In a similar, instructive FLSA case, the Ninth Circuit found that an employer's prior FLSA violations were probative, “even if they were different in kind.. .and not found to be willful.” Chao v. A-One Med. Servs., Inc., 346 F.3d 908, 919 (9th Cir. 2003).
Thus, the court finds plaintiffs' introduction of evidence of other lawsuits, disputes, or settlements involving employees or former employees of defendants used to illustrate what defendants knew and when in order to speak to its alleged willfulness under the FLSA is admissible.
Accordingly, the court GRANTS in part and DENIES in part defendants' motion in limine no. 5 (ECF No. 257) consistent with the foregoing.
IV. Conclusion
Accordingly, IT IS HEREBY ORDERED, ADJUDGED, and DECREED that defendants' motion in limine no. 1 (ECF No. 253), be, and the same hereby is, DENIED.

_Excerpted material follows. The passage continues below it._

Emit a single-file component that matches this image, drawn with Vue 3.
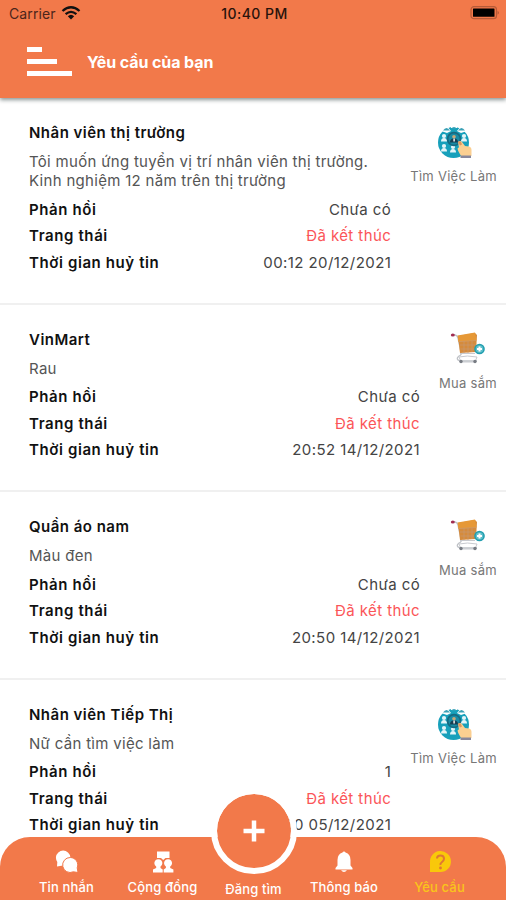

IT IS FURTHER ORDERED that defendants' motion in limine no. 2 (ECF No. 254) be, and the same hereby is, GRANTED in part and DENIED in part.
IT IS FURTHER ORDERED that defendants' motion in limine no. 3 (ECF No. 255) be, and the same hereby is GRANTED in part and DENIED in part.
IT IS FURTHER ORDERED that defendants' motion in limine no. 4 (ECF No. 256) be, and the same hereby is DENIED.
IT IS FURTHER ORDERED that defendants' motion in limine no. 5 (ECF No. 257) be, and the same hereby is GRANTED in part and DENIED in part.
IT IS FURTHER ORDERED that this order shall supersede the court's prior motions in limine order issued on August 3, 2022 (ECF No. 283).